Stored rows:
★ ★ ★

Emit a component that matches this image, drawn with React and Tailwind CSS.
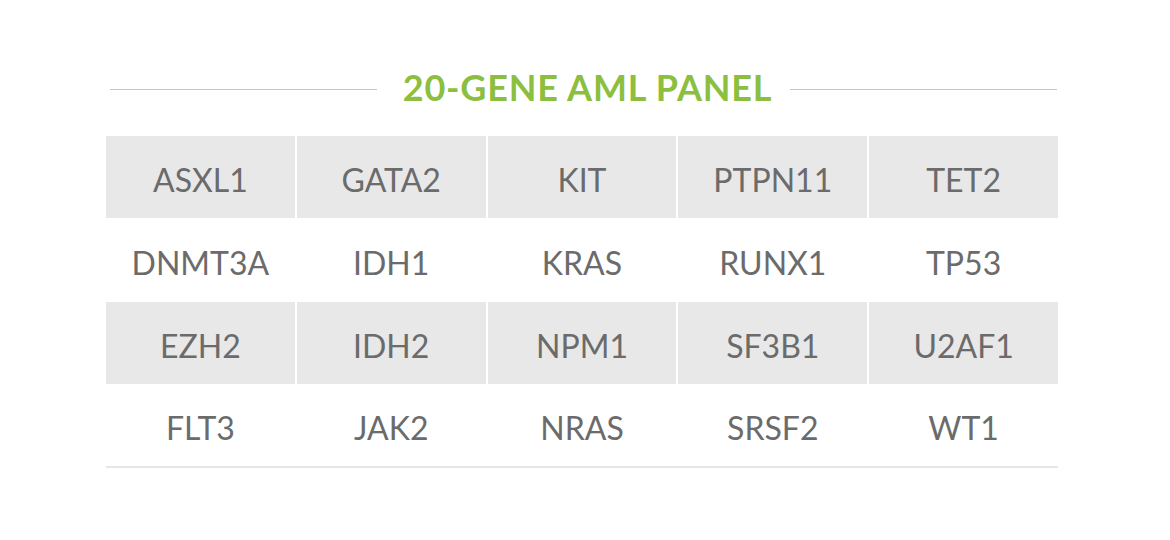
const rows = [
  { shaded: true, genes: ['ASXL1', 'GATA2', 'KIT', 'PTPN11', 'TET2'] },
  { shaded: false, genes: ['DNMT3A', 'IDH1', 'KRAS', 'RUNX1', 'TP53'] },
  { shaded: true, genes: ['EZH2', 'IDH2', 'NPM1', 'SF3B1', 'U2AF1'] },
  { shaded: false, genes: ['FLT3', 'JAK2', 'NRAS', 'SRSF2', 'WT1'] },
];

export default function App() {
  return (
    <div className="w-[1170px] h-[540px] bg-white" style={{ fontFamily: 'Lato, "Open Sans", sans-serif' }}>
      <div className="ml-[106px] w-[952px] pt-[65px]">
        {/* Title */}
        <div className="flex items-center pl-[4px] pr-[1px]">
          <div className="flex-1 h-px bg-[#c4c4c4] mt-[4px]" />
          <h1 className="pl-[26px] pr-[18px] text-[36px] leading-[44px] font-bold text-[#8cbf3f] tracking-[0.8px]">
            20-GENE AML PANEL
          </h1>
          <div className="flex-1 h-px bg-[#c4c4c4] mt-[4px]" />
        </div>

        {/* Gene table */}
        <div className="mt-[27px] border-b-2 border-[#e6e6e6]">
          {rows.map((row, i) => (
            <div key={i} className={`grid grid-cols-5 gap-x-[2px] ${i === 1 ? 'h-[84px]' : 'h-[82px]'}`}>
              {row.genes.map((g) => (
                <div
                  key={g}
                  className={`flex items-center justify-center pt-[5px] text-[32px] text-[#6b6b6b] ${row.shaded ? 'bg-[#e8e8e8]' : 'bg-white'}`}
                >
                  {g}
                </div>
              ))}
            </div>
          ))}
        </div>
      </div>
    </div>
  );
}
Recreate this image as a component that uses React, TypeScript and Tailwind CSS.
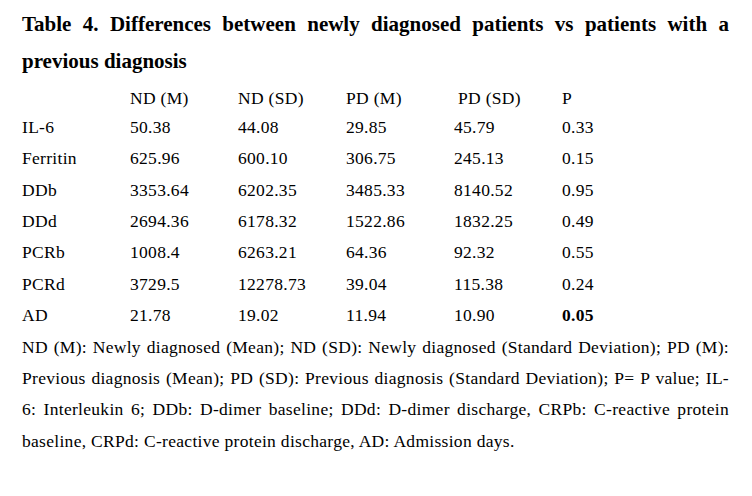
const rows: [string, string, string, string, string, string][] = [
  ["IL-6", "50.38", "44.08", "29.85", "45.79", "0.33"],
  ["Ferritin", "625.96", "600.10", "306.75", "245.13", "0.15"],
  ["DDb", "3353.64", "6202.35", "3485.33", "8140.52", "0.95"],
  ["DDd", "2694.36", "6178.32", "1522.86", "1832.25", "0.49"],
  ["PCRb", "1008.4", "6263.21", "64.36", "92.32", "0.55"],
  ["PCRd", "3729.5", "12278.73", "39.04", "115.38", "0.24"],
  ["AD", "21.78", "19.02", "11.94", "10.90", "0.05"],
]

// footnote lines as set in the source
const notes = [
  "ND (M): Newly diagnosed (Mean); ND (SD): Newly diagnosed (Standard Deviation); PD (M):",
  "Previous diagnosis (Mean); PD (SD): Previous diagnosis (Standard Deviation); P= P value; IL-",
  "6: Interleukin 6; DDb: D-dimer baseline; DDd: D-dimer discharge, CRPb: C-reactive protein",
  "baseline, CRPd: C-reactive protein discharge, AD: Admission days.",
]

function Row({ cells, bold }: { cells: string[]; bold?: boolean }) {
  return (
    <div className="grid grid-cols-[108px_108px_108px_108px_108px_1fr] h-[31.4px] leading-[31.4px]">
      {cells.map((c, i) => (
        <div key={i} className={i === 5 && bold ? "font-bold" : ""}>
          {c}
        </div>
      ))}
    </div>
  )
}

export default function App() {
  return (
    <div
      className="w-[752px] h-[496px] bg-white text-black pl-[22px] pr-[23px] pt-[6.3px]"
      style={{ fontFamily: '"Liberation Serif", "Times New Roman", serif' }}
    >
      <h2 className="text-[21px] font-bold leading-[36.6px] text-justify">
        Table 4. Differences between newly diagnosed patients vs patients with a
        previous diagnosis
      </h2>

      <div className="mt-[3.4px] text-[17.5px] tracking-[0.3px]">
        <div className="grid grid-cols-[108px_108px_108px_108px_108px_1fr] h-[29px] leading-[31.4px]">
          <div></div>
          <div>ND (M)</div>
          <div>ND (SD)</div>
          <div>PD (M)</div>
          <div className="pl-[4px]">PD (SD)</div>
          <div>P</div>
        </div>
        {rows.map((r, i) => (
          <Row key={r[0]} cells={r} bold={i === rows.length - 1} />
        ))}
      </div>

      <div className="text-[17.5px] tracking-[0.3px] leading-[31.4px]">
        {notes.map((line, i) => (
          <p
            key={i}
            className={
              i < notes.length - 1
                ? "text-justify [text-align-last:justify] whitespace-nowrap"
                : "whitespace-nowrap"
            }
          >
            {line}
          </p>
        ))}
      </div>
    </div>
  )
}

★ ★ ★

To do:
Set down the records in full and exactly. Do not carry over any image.

The completed task:
Emit a component that matches this image, drawn with React and Tailwind CSS.
const rows = [
  { shaded: true, genes: ['ASXL1', 'GATA2', 'KIT', 'PTPN11', 'TET2'] },
  { shaded: false, genes: ['DNMT3A', 'IDH1', 'KRAS', 'RUNX1', 'TP53'] },
  { shaded: true, genes: ['EZH2', 'IDH2', 'NPM1', 'SF3B1', 'U2AF1'] },
  { shaded: false, genes: ['FLT3', 'JAK2', 'NRAS', 'SRSF2', 'WT1'] },
];

export default function App() {
  return (
    <div className="w-[1170px] h-[540px] bg-white" style={{ fontFamily: 'Lato, "Open Sans", sans-serif' }}>
      <div className="ml-[106px] w-[952px] pt-[65px]">
        {/* Title */}
        <div className="flex items-center pl-[4px] pr-[1px]">
          <div className="flex-1 h-px bg-[#c4c4c4] mt-[4px]" />
          <h1 className="pl-[26px] pr-[18px] text-[36px] leading-[44px] font-bold text-[#8cbf3f] tracking-[0.8px]">
            20-GENE AML PANEL
          </h1>
          <div className="flex-1 h-px bg-[#c4c4c4] mt-[4px]" />
        </div>

        {/* Gene table */}
        <div className="mt-[27px] border-b-2 border-[#e6e6e6]">
          {rows.map((row, i) => (
            <div key={i} className={`grid grid-cols-5 gap-x-[2px] ${i === 1 ? 'h-[84px]' : 'h-[82px]'}`}>
              {row.genes.map((g) => (
                <div
                  key={g}
                  className={`flex items-center justify-center pt-[5px] text-[32px] text-[#6b6b6b] ${row.shaded ? 'bg-[#e8e8e8]' : 'bg-white'}`}
                >
                  {g}
                </div>
              ))}
            </div>
          ))}
        </div>
      </div>
    </div>
  );
}
Recreate this image as a component that uses React, TypeScript and Tailwind CSS.
const rows: [string, string, string, string, string, string][] = [
  ["IL-6", "50.38", "44.08", "29.85", "45.79", "0.33"],
  ["Ferritin", "625.96", "600.10", "306.75", "245.13", "0.15"],
  ["DDb", "3353.64", "6202.35", "3485.33", "8140.52", "0.95"],
  ["DDd", "2694.36", "6178.32", "1522.86", "1832.25", "0.49"],
  ["PCRb", "1008.4", "6263.21", "64.36", "92.32", "0.55"],
  ["PCRd", "3729.5", "12278.73", "39.04", "115.38", "0.24"],
  ["AD", "21.78", "19.02", "11.94", "10.90", "0.05"],
]

// footnote lines as set in the source
const notes = [
  "ND (M): Newly diagnosed (Mean); ND (SD): Newly diagnosed (Standard Deviation); PD (M):",
  "Previous diagnosis (Mean); PD (SD): Previous diagnosis (Standard Deviation); P= P value; IL-",
  "6: Interleukin 6; DDb: D-dimer baseline; DDd: D-dimer discharge, CRPb: C-reactive protein",
  "baseline, CRPd: C-reactive protein discharge, AD: Admission days.",
]

function Row({ cells, bold }: { cells: string[]; bold?: boolean }) {
  return (
    <div className="grid grid-cols-[108px_108px_108px_108px_108px_1fr] h-[31.4px] leading-[31.4px]">
      {cells.map((c, i) => (
        <div key={i} className={i === 5 && bold ? "font-bold" : ""}>
          {c}
        </div>
      ))}
    </div>
  )
}

export default function App() {
  return (
    <div
      className="w-[752px] h-[496px] bg-white text-black pl-[22px] pr-[23px] pt-[6.3px]"
      style={{ fontFamily: '"Liberation Serif", "Times New Roman", serif' }}
    >
      <h2 className="text-[21px] font-bold leading-[36.6px] text-justify">
        Table 4. Differences between newly diagnosed patients vs patients with a
        previous diagnosis
      </h2>

      <div className="mt-[3.4px] text-[17.5px] tracking-[0.3px]">
        <div className="grid grid-cols-[108px_108px_108px_108px_108px_1fr] h-[29px] leading-[31.4px]">
          <div></div>
          <div>ND (M)</div>
          <div>ND (SD)</div>
          <div>PD (M)</div>
          <div className="pl-[4px]">PD (SD)</div>
          <div>P</div>
        </div>
        {rows.map((r, i) => (
          <Row key={r[0]} cells={r} bold={i === rows.length - 1} />
        ))}
      </div>

      <div className="text-[17.5px] tracking-[0.3px] leading-[31.4px]">
        {notes.map((line, i) => (
          <p
            key={i}
            className={
              i < notes.length - 1
                ? "text-justify [text-align-last:justify] whitespace-nowrap"
                : "whitespace-nowrap"
            }
          >
            {line}
          </p>
        ))}
      </div>
    </div>
  )
}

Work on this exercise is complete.